Start of DATA PROVIDED
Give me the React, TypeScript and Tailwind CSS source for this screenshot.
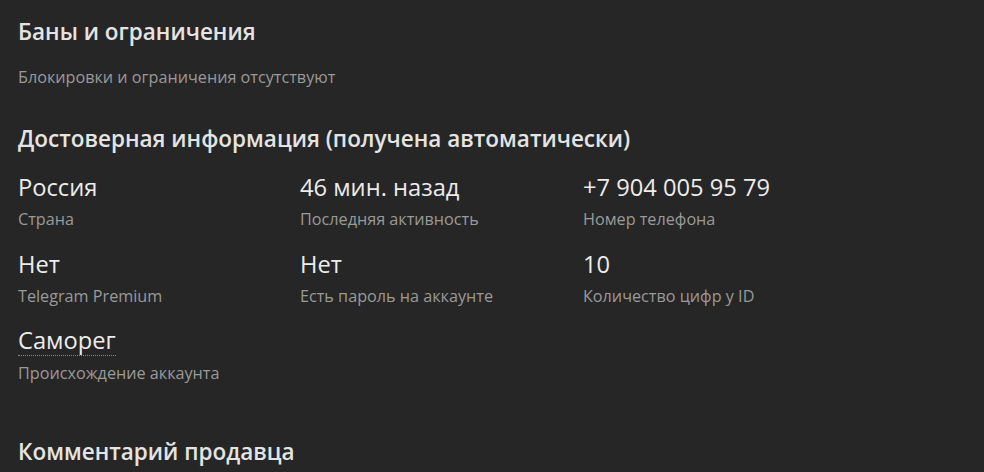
import React from 'react';

type Fact = { value: string; label: string; dotted?: boolean };

const facts: Fact[] = [
  { value: 'Россия', label: 'Страна' },
  { value: '46 мин. назад', label: 'Последняя активность' },
  { value: '+7 904 005 95 79', label: 'Номер телефона' },
  { value: 'Нет', label: 'Telegram Premium' },
  { value: 'Нет', label: 'Есть пароль на аккаунте' },
  { value: '10', label: 'Количество цифр у ID' },
  { value: 'Саморег', label: 'Происхождение аккаунта', dotted: true },
];

const Heading: React.FC<{ children: React.ReactNode; className?: string }> = ({ children, className = '' }) => (
  <h2 className={`text-[22.5px] leading-[30px] font-semibold text-[#e4e4e4] ${className}`}>{children}</h2>
);

const App: React.FC = () => {
  return (
    <div
      className="w-[984px] h-[472px] overflow-hidden bg-[#262626] pl-[18px] pt-[17px]"
      style={{ fontFamily: '"Open Sans", "Noto Sans", sans-serif' }}
    >
      <Heading>Баны и ограничения</Heading>
      <p className="mt-[19px] text-[16.2px] leading-[22px] text-[#9a9a9a]">
        Блокировки и ограничения отсутствуют
      </p>

      <Heading className="mt-[36px]">Достоверная информация (получена автоматически)</Heading>

      <div className="mt-[18px] grid grid-cols-[282px_283px_282px] gap-y-[18.5px]">
        {facts.map((f, i) => (
          <div key={i} className="flex flex-col items-start">
            <span
              className={`text-[23.7px] leading-[30px] text-[#ececec] ${
                f.dotted ? 'border-b border-dotted border-[#8a8a8a] leading-[29px]' : ''
              }`}
            >
              {f.value}
            </span>
            <span className="mt-[6px] text-[16.2px] leading-[22px] text-[#9a9a9a]">{f.label}</span>
          </div>
        ))}
      </div>

      <Heading className="mt-[53px]">Комментарий продавца</Heading>
    </div>
  );
};

export default App;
End of DATA PROVIDED
→ TASK OBJECTIVE:
Transcribe the whole listing exactly. Pictures are excluded.

→ RESPONSE:
Give me the React, TypeScript and Tailwind CSS source for this screenshot.
import React from 'react';

type Fact = { value: string; label: string; dotted?: boolean };

const facts: Fact[] = [
  { value: 'Россия', label: 'Страна' },
  { value: '46 мин. назад', label: 'Последняя активность' },
  { value: '+7 904 005 95 79', label: 'Номер телефона' },
  { value: 'Нет', label: 'Telegram Premium' },
  { value: 'Нет', label: 'Есть пароль на аккаунте' },
  { value: '10', label: 'Количество цифр у ID' },
  { value: 'Саморег', label: 'Происхождение аккаунта', dotted: true },
];

const Heading: React.FC<{ children: React.ReactNode; className?: string }> = ({ children, className = '' }) => (
  <h2 className={`text-[22.5px] leading-[30px] font-semibold text-[#e4e4e4] ${className}`}>{children}</h2>
);

const App: React.FC = () => {
  return (
    <div
      className="w-[984px] h-[472px] overflow-hidden bg-[#262626] pl-[18px] pt-[17px]"
      style={{ fontFamily: '"Open Sans", "Noto Sans", sans-serif' }}
    >
      <Heading>Баны и ограничения</Heading>
      <p className="mt-[19px] text-[16.2px] leading-[22px] text-[#9a9a9a]">
        Блокировки и ограничения отсутствуют
      </p>

      <Heading className="mt-[36px]">Достоверная информация (получена автоматически)</Heading>

      <div className="mt-[18px] grid grid-cols-[282px_283px_282px] gap-y-[18.5px]">
        {facts.map((f, i) => (
          <div key={i} className="flex flex-col items-start">
            <span
              className={`text-[23.7px] leading-[30px] text-[#ececec] ${
                f.dotted ? 'border-b border-dotted border-[#8a8a8a] leading-[29px]' : ''
              }`}
            >
              {f.value}
            </span>
            <span className="mt-[6px] text-[16.2px] leading-[22px] text-[#9a9a9a]">{f.label}</span>
          </div>
        ))}
      </div>

      <Heading className="mt-[53px]">Комментарий продавца</Heading>
    </div>
  );
};

export default App;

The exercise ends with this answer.